Posters

Abstract

Nacelle-mounted lidars (NML) are widely used for power curve validation (PCV) of wind turbines. Due to the turbine effect, the wind speed in front of the rotor decreases and is slower than the free-flow. The IEC-61400-12 standard requires the measurement distance to be over 5 rotor radii(R) in front of the rotor to avoid the turbine effect. With the rapid increase in rotor size, it needs NML with a much longer detection range for PCV. On the other hand, when used for lidar assistant control (LAC) or wind shear estimation, the reduction of wind speed in the induction zone brings more error. Most NMLs used for LAC have a shorter detection range than 5R. These huge amounts of lidars are seldom used for PCV because of the turbine effect.
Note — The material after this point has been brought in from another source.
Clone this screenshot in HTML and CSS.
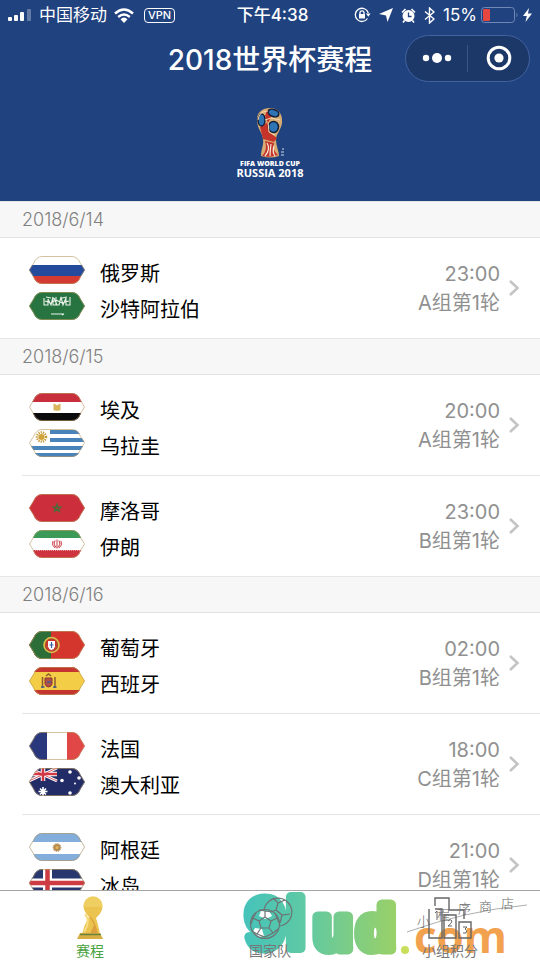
FILE: index.html
```html
<!DOCTYPE html>
<html lang="zh-CN">
<head>
<meta charset="utf-8">
<meta name="viewport" content="width=device-width, initial-scale=1">
<title>2018世界杯赛程</title>
<link rel="stylesheet" href="styles.css">
</head>
<body>
<svg class="defs" aria-hidden="true">
  <defs>
    <clipPath id="badge"><path d="M0 14 4 7.500Q7 0 13 0H43Q49 0 52 7.500L56 14 52 20.500Q49 28 43 28H13Q7 28 4 20.500Z"/></clipPath>
    <symbol id="rim" viewBox="0 0 56 28"><path d="M.5 14 4.500 7.500Q7.500 .5 13 .5H43Q48.500 .5 51.500 7.500L55.500 14 51.500 20.500Q48.500 27.500 43 27.500H13Q7.500 27.500 4.500 20.500Z" fill="none" stroke="#b99a62" stroke-opacity=".6"/></symbol>
    <symbol id="chevron" viewBox="0 0 12 18"><path d="M2 2 9.500 9 2 16" fill="none" stroke="#c4c4c4" stroke-width="2.600"/></symbol>
  </defs>
</svg>

<header class="top">
  <div class="status">
    <div class="status-left">
      <svg width="24" height="12" viewBox="0 0 24 12" fill="#fff"><rect y="8" width="4" height="4" rx="1"/><rect x="6" y="6" width="4" height="6" rx="1"/><rect x="12" y="3" width="4" height="9" rx="1"/><rect x="19" y="0" width="4" height="12" rx="1" opacity=".3"/></svg>
      <span class="carrier">中国移动</span>
      <svg width="20" height="15" viewBox="0 0 20 15" fill="none" stroke="#fff" stroke-width="2.400"><path d="M1 5.500Q10-2.500 19 5.500M4.200 9Q10 4 15.800 9"/><path d="M6.500 11.200Q10 8 13.500 11.200L10 15Z" fill="#fff" stroke="none"/></svg>
      <span class="vpn">VPN</span>
    </div>
    <span class="clock">下午4:38</span>
    <div class="status-right">
      <svg width="17" height="16" viewBox="0 0 17 16" fill="none" stroke="#fff" stroke-width="1.300"><path d="M13.500 11.500A6.600 6.600 0 1 1 14.300 6"/><path d="M12 6.500h4.600L14.300 9.800Z" fill="#fff" stroke="none"/><rect x="5" y="7" width="6" height="4.500" fill="#fff" stroke="none"/><path d="M6 7.500V5.800a2 2 0 0 1 4 0V7.500"/></svg>
      <svg width="14" height="14" viewBox="0 0 14 14" fill="#fff"><path d="M14 0 8.500 14 7 7.500 0 6Z"/></svg>
      <svg width="15" height="15" viewBox="0 0 15 15"><circle cx="7.500" cy="8" r="6" fill="#fff"/><path d="M1 4.500 4.500 1M10.500 1 14 4.500M3.500 12.500 2 14.500M11.500 12.500 13 14.500" stroke="#fff" stroke-width="1.600"/><path d="M7.500 4.500V8.500L10.500 8.500" fill="none" stroke="#20427f" stroke-width="1.300"/></svg>
      <svg width="11" height="17" viewBox="0 0 11 17" fill="none" stroke="#fff" stroke-width="1.400"><path d="M1 4.500 10 12 5.500 16V1L10 5 1 12.500"/></svg>
      <span class="percent">15%</span>
      <svg width="38" height="17" viewBox="0 0 38 17"><rect x=".5" y=".5" width="33" height="15" rx="3" fill="none" stroke="#6f88b5"/><rect x="2" y="2" width="7" height="12" rx="1" fill="#e5463f"/><path d="M35.500 5.500q2 2.500 0 5Z" fill="#6f88b5"/></svg>
      <svg width="9" height="14" viewBox="0 0 9 14" fill="#fff"><path d="M6 0 0 8H3.800L2.500 14 9 5.500H5Z"/></svg>
    </div>
  </div>
  <div class="nav">
    <h1>2018世界杯赛程</h1>
    <div class="capsule">
      <button type="button" aria-label="更多"><svg width="30" height="12" viewBox="0 0 30 12" fill="#fff"><circle cx="4" cy="6" r="3.200"/><circle cx="15" cy="6" r="5"/><circle cx="26" cy="6" r="3.200"/></svg></button>
      <button type="button" aria-label="关闭"><svg width="26" height="26" viewBox="0 0 26 26"><circle cx="13" cy="13" r="10.800" fill="none" stroke="#fff" stroke-width="3"/><circle cx="13" cy="13" r="4.600" fill="#fff"/></svg></button>
    </div>
  </div>
  <svg class="cup-logo" width="120" height="95" viewBox="0 0 120 95" role="img" aria-label="FIFA World Cup Russia 2018">
    <path d="M47 25C46 16 53 12 60 12C68 12 73 18 72 27C71 34 66 38 66 44C66 50 69 55 69 60Q60 63 51 60C51 53 54 49 53 43C52 36 48 34 47 25Z" fill="#d9ac72"/>
    <path d="M50 31 58 26 60 37 67 42 64 46 53 43Z" fill="#c5342b"/>
    <path d="M57 14 65 13 61 21 58 27 55 20Z" fill="#c5342b"/>
    <g fill="#2f75b5" stroke="#101f3d" stroke-width="1.500"><ellipse cx="51.500" cy="24" rx="3.500" ry="6"/><ellipse cx="63.500" cy="17" rx="5.500" ry="3.500" transform="rotate(20 63.500 17)"/><ellipse cx="63.500" cy="31" rx="5" ry="5.500"/></g>
    <g fill="none" stroke="#f4d7ae"><path d="M48 24Q49 15 58 15M55 24 61 22 70 24M58 26 59 36 65 39"/></g>
    <path d="M55 45 64 47Q62 54 68 59 60 62 52 60Q58 54 55 45Z" fill="#c5342b"/>
    <path d="M57 47Q61 53 55 60M61 48Q60 55 60 60M64 50Q62 56 65 60" fill="none" stroke="#f7ead9" stroke-width="1.200"/>
    <path d="M71 59h3M71 56h3M72 53h2" stroke="#cfd8ea"/>
    <text class="logo-small" x="60" y="70" text-anchor="middle">FIFA WORLD CUP</text>
    <text class="logo-large" x="60" y="81" text-anchor="middle">RUSSIA 2018</text>
  </svg>
</header>

<main class="schedule" id="schedule">
  <section>
    <h2>2018/6/14</h2>
    <a class="match" href="#m1">
      <span class="teams">
        <span class="team"><svg class="flag" viewBox="0 0 56 28"><g clip-path="url(#badge)"><path fill="#fff" d="M0 0h56v9H0z"/><path fill="#244a9b" d="M0 9h56v11H0z"/><path fill="#d33a31" d="M0 20h56v8H0z"/></g><use href="#rim"/></svg>俄罗斯</span>
        <span class="team"><svg class="flag" viewBox="0 0 56 28"><g clip-path="url(#badge)"><path fill="#287440" d="M0 0h56v28H0z"/><path d="M15 6v7h4V7l3 6 2-8v8h4l-3-7M27 5v8h3l2-8 2 8 3-7v7h4V5M16 9l6 2 5-3 6 3 7-2M17 5l5 1M33 6l5-1M22 22h13l-2 1" fill="none" stroke="#e9f1e9" stroke-width="1.100"/></g><use href="#rim"/></svg>沙特阿拉伯</span>
      </span>
      <span class="info"><span>23:00</span><span>A组第1轮</span></span>
      <svg class="arrow"><use href="#chevron"/></svg>
    </a>
  </section>
  <section>
    <h2>2018/6/15</h2>
    <a class="match" href="#m2">
      <span class="teams">
        <span class="team"><svg class="flag" viewBox="0 0 56 28"><g clip-path="url(#badge)"><path fill="#fff" d="M0 0h56v28H0z"/><path fill="#c92e3c" d="M0 0h56v9H0z"/><path fill="#0b0b0d" d="M0 20h56v8H0z"/><path d="M25 11v6h2v-3l1 4 1-4v3h2v-6l-3 2Z" fill="#d9b45c" stroke="#d9b45c"/></g><use href="#rim"/></svg>埃及</span>
        <span class="team"><svg class="flag" viewBox="0 0 56 28"><g clip-path="url(#badge)"><path fill="#fff" d="M0 0h56v28H0z"/><path d="M21 3h35M21 11h35M0 19h56M0 26h56" stroke="#4883ba" stroke-width="4"/><circle cx="12.500" cy="8" r="4.500" fill="none" stroke="#c59c3a" stroke-width="2.500" stroke-dasharray="1.200 1"/><circle cx="12.500" cy="8" r="3" fill="#d1a33b"/></g><use href="#rim"/></svg>乌拉圭</span>
      </span>
      <span class="info"><span>20:00</span><span>A组第1轮</span></span>
      <svg class="arrow"><use href="#chevron"/></svg>
    </a>
    <a class="match" href="#m3">
      <span class="teams">
        <span class="team"><svg class="flag" viewBox="0 0 56 28"><g clip-path="url(#badge)"><path fill="#cc2f3b" d="M0 0h56v28H0z"/><path d="M28 10 30.500 17.500 24 13H32L25.500 17.500Z" fill="none" stroke="#4c6a38" stroke-width="1.200"/></g><use href="#rim"/></svg>摩洛哥</span>
        <span class="team"><svg class="flag" viewBox="0 0 56 28"><g clip-path="url(#badge)"><path fill="#fff" d="M0 0h56v28H0z"/><path fill="#3b9a58" d="M0 0h56v8H0z"/><path fill="#cf3340" d="M0 20h56v8H0z"/><path d="M4 8.500h48M4 20h48" stroke="#fff" stroke-dasharray="1 1"/><path d="M28 9.500v9M26 10.500q-2.500 3.500 1 7M30 10.500q2.500 3.500-1 7M24 11q-2 4 2 7M32 11q2 4-2 7" fill="none" stroke="#cb3a45"/></g><use href="#rim"/></svg>伊朗</span>
      </span>
      <span class="info"><span>23:00</span><span>B组第1轮</span></span>
      <svg class="arrow"><use href="#chevron"/></svg>
    </a>
  </section>
  <section>
    <h2>2018/6/16</h2>
    <a class="match" href="#m4">
      <span class="teams">
        <span class="team"><svg class="flag" viewBox="0 0 56 28"><g clip-path="url(#badge)"><path fill="#d4362d" d="M0 0h56v28H0z"/><path fill="#2d6e38" d="M0 0h22v28H0z"/><circle cx="22.500" cy="14" r="7.500" fill="#b0452b" stroke="#dcc04c" stroke-width="1.600"/><path d="M18.500 9.500h8v6q-1 4-4 4t-4-4Z" fill="#fff" stroke="#cf2f2b"/><path d="M22.500 11v6M20.500 14h4" stroke="#345d9c" stroke-width="1.200"/></g><use href="#rim"/></svg>葡萄牙</span>
        <span class="team"><svg class="flag" viewBox="0 0 56 28"><g clip-path="url(#badge)"><path fill="#f3cd46" d="M0 0h56v28H0z"/><path fill="#c5352f" d="M0 0h56v5H0zM0 23h56v5H0z"/><path d="M16 11h7v6q-1 3-3.500 3T16 17Z" fill="#b25048" stroke="#8b3430"/><path d="M13.500 10v11M26 10v11M17 9l2.500-2L22 9" stroke="#8f5a2d" stroke-width="1.500" fill="none"/><path d="M12 20h3.500M24 20h3.500M18 15h4" stroke="#445c90" stroke-width="1.500"/></g><use href="#rim"/></svg>西班牙</span>
      </span>
      <span class="info"><span>02:00</span><span>B组第1轮</span></span>
      <svg class="arrow"><use href="#chevron"/></svg>
    </a>
    <a class="match" href="#m5">
      <span class="teams">
        <span class="team"><svg class="flag" viewBox="0 0 56 28"><g clip-path="url(#badge)"><path fill="#fff" d="M0 0h56v28H0z"/><path fill="#29377c" d="M0 0h18v28H0z"/><path fill="#e04746" d="M38 0h18v28H38z"/></g><use href="#rim"/></svg>法国</span>
        <span class="team"><svg class="flag" viewBox="0 0 56 28"><g clip-path="url(#badge)"><path fill="#222d68" d="M0 0h56v28H0z"/><path d="M0 0 28 13M28 0 0 13" stroke="#fff" stroke-width="3"/><path d="M14 0v13M0 6h28" stroke="#fff" stroke-width="4.500"/><path d="M14 0v13M0 6h28" stroke="#d23944" stroke-width="2.500"/><path d="M0 0 28 13M28 0 0 13" stroke="#d23944" stroke-width=".8"/><path d="M14 19v9M9.500 23.500h9M11 20.500l6 6M17 20.500l-6 6" stroke="#fff" stroke-width="1.600"/><g fill="#fff"><circle cx="33" cy="12.500" r="1.800"/><circle cx="41" cy="4" r="1.800"/><circle cx="41" cy="25" r="1.800"/><circle cx="50" cy="10" r="1.800"/><circle cx="46" cy="15.500" r="1"/></g></g><use href="#rim"/></svg>澳大利亚</span>
      </span>
      <span class="info"><span>18:00</span><span>C组第1轮</span></span>
      <svg class="arrow"><use href="#chevron"/></svg>
    </a>
    <a class="match" href="#m6">
      <span class="teams">
        <span class="team"><svg class="flag" viewBox="0 0 56 28"><g clip-path="url(#badge)"><path fill="#83aedb" d="M0 0h56v28H0z"/><path fill="#fff" d="M0 9h56v12H0z"/><circle cx="28" cy="14.500" r="3.600" fill="#b7894c"/><circle cx="28" cy="14.500" r="4" fill="none" stroke="#a9834e" stroke-dasharray="1 1"/><circle cx="28" cy="14.500" r="1.500" fill="#e0b660"/></g><use href="#rim"/></svg>阿根廷</span>
        <span class="team"><svg class="flag" viewBox="0 0 56 28"><g clip-path="url(#badge)"><path fill="#28376e" d="M0 0h56v28H0z"/><path d="M18.500 0v28M0 14h56" stroke="#fff" stroke-width="9"/><path d="M18.500 0v28M0 14h56" stroke="#cd3c42" stroke-width="4.500"/></g><use href="#rim"/></svg>冰岛</span>
      </span>
      <span class="info"><span>21:00</span><span>D组第1轮</span></span>
      <svg class="arrow"><use href="#chevron"/></svg>
    </a>
  </section>
</main>

<footer class="tabbar">
  <svg class="brand" width="300" height="69" viewBox="0 0 300 69" aria-hidden="true">
    <defs><linearGradient id="sea" gradientUnits="userSpaceOnUse" x1="13" y1="0" x2="163" y2="0"><stop offset="0" stop-color="#45c3bb"/><stop offset=".4" stop-color="#5ec9a4"/><stop offset="1" stop-color="#98d06a"/></linearGradient></defs>
    <g class="brand-main" fill="url(#sea)" stroke="url(#sea)"><text x="16" y="57">9</text><text x="56" y="57">l</text><text class="brand-round" x="84" y="58">u</text><text class="brand-round" x="127" y="58">d</text></g>
    <circle cx="175" cy="59" r="4" fill="#c9df5b"/>
    <text class="brand-com" x="184" y="62">com</text>
    <path d="M177 41Q235 20 297 14" fill="none" stroke="#999" stroke-width=".8"/>
    <g class="brand-shop"><text x="187" y="35">小</text><text x="207" y="28">程</text><text x="228" y="22">序</text><text x="249" y="20">商</text><text x="271" y="17">店</text></g>
  </svg>
  <nav class="tabs">
    <a class="tab active" href="#schedule">
      <svg width="46" height="46" viewBox="0 0 46 46"><circle cx="26" cy="11" r="9.700" fill="#efce62"/><path d="M17 12Q18 18 22 22 17 30 15 39H33Q31 29 29 23 35 18 35 12Z" fill="#ebc34f"/><path d="M22 20Q28 25 31 39H23L27 30Z" fill="#dda03e"/><path d="M18 19Q24 26 17 37" fill="none" stroke="#f7dd83" stroke-width="2"/><path d="M13 38H33L36 44H10Z" fill="#d8af45"/><path d="M13 39.500H34" stroke="#68843c" stroke-width="1.500"/></svg>
      <span>赛程</span>
    </a>
    <a class="tab" href="#teams">
      <svg width="46" height="46" viewBox="0 0 46 46" fill="none" stroke="#6d7474" stroke-width="1.200"><path d="M17 15A14 14 0 1 1 33 31"/><path d="M26 3 31 8 38 5M31 8 29 15 35 20 43 19M35 20 33 28M29 15 24 17"/><path d="M14 16h8l3 5-6 3-7-3ZM8 33l7 1 2 7-5 1-6-5Z" fill="#fff" stroke="none"/><circle cx="18" cy="29" r="14.500"/><path d="M18 22 24 26 22 33H14L12 26ZM18 22V16L12 15M18 16 25 17M24 26 30 23 28 18M30 23 32 28M22 33 26 38M14 33 10 39M12 26 6 23 9 18M6 23 4 29M10 39 5 36M26 38 31 34M10 39 18 42 26 38"/></svg>
      <span>国家队</span>
    </a>
    <a class="tab" href="#points">
      <svg width="46" height="46" viewBox="0 0 46 46" fill="none" stroke="#666" stroke-width="1.400"><path d="M8 11V3H22V15H37V24M2 14V43H15V14H8M17 43V20H29V43ZM32 43V27H44V43Z"/><path d="M8 18l2-2v9M21 26q2-3 4 0 0 2-4 5h4M36 32h4l-2 2q3 1 1 4h-3" stroke-width="1"/></svg>
      <span>小组积分</span>
    </a>
  </nav>
</footer>
</body>
</html>
```
FILE: styles.css
```css
* { box-sizing: border-box; }

body {
  margin: 0;
  height: 100vh;
  display: flex;
  flex-direction: column;
  background: #fff;
  color: #000;
  font-family: Inter, "Noto Sans CJK SC", sans-serif;
  font-size: 20px;
}

a { color: inherit; text-decoration: none; }
svg { display: block; flex: none; }
.defs { position: absolute; width: 0; height: 0; }

/* Header */
.top {
  flex: none;
  display: flex;
  flex-direction: column;
  align-items: stretch;
  background: #20427f;
  color: #fff;
  padding-bottom: 10px;
}

.status {
  display: grid;
  grid-template-columns: 1fr auto 1fr;
  align-items: center;
  height: 30px;
  padding: 0 8px;
  font-size: 17px;
  line-height: 24px;
}

.status-left, .status-right { display: flex; align-items: center; gap: 8px; }
.status-left { gap: 7px; }
.status-right { justify-content: flex-end; }
.status-right .percent { margin-right: -4px; }
.status-right svg:last-child { margin-left: -4px; }
.clock { font-weight: 500; padding-left: 5px; }

.vpn {
  border: 1px solid #fff;
  border-radius: 4px;
  padding: 0 3px;
  font-size: 11px;
  line-height: 13px;
  font-weight: 500;
  margin-left: 3px;
}

.nav {
  display: grid;
  grid-template-columns: 1fr auto 1fr;
  align-items: center;
  height: 56px;
  padding: 0 10px;
}

.nav h1 {
  grid-column: 2;
  margin: 0;
  padding-top: 4px;
  font-size: 28px;
  line-height: 40px;
  font-weight: 500;
}

.capsule {
  justify-self: end;
  display: flex;
  width: 125px;
  height: 47px;
  border: 1px solid #4362a0;
  border-radius: 24px;
  background: #1b3869;
}

.capsule button {
  flex: 1;
  display: flex;
  align-items: center;
  justify-content: center;
  margin: 9px 0;
  padding: 0;
  border: 0;
  background: none;
}

.capsule button + button { border-left: 1px solid #3c5486; }

.cup-logo { align-self: center; margin-top: 10px; }
.cup-logo text { fill: #fff; font-family: "Open Sans", sans-serif; }
.cup-logo .logo-small { font-size: 7px; font-weight: 800; }
.cup-logo .logo-large { font-size: 11px; font-weight: 700; }

/* Schedule */
.schedule { flex: 1; min-height: 0; overflow: hidden; }

.schedule h2 {
  margin: 0;
  height: 37px;
  padding: 0 22px;
  border-top: 1px solid #e6e6e6;
  border-bottom: 1px solid #e2e2e2;
  background: #f7f7f7;
  color: #808080;
  font-size: 18px;
  line-height: 35px;
  font-weight: 300;
}

.match {
  display: flex;
  align-items: center;
  gap: 8px;
  padding: 18px 20px 18px 29px;
}

.match + .match {
  border-top: 1px solid #e5e5e5;
  margin-left: 22px;
  padding-left: 7px;
}

.teams { flex: 1; display: flex; flex-direction: column; gap: 8px; }
.team { display: flex; align-items: flex-start; gap: 15px; height: 28px; line-height: 36px; }
.flag { width: 56px; height: 28px; }
.info { display: flex; flex-direction: column; padding-top: 2px; text-align: right; color: #909090; line-height: 29px; }
.arrow { width: 12px; height: 18px; }

/* Tab bar */
.tabbar {
  flex: none;
  position: relative;
  border-top: 1px solid #a5a5a5;
  background: #fff;
}

.tabs { position: relative; display: grid; grid-template-columns: repeat(3, 1fr); }

.tab {
  display: flex;
  flex-direction: column;
  align-items: center;
  padding-top: 4px;
  color: #777;
  font-size: 14px;
  line-height: 19px;
}

.tab.active { color: #48a23f; }

.brand { position: absolute; top: 0; left: calc(50% - 40px); }
.brand-main { font-family: "Liberation Sans Narrow", "Liberation Sans", sans-serif; font-weight: 700; font-size: 70px; stroke-width: 10px; stroke-linejoin: round; }
.brand-round { font-size: 62px; stroke-width: 11px; }
.brand-com { font-family: "Open Sans", sans-serif; font-weight: 700; font-size: 44px; fill: #f2a14e; }
.brand-shop { font-family: "Noto Sans CJK SC", sans-serif; font-weight: 300; font-size: 13px; fill: #666; }
```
According to former research, the induction zone can be described by simple models. Based on these models, free flow wind speed can be fitted to wind speed in the induction zone. For a certain turbine, this model can be simplified to a few parameters and then can be used for short-term data compensation. Such models have been verified by simulations and small turbines below 100-meter diameter, but there are few results from large turbines, which are the majority now. In our research, multi-gate data from pulsed NMLs up to 750-meter range over 5MW and 170-meter diameter turbines are used to verify the induction zone model and the method for compensating for free-flow wind speed acquisition. And then shows the way to use the compensated wind speed to estimate wind shear, rotor average wind speed (RAWS) and power curve.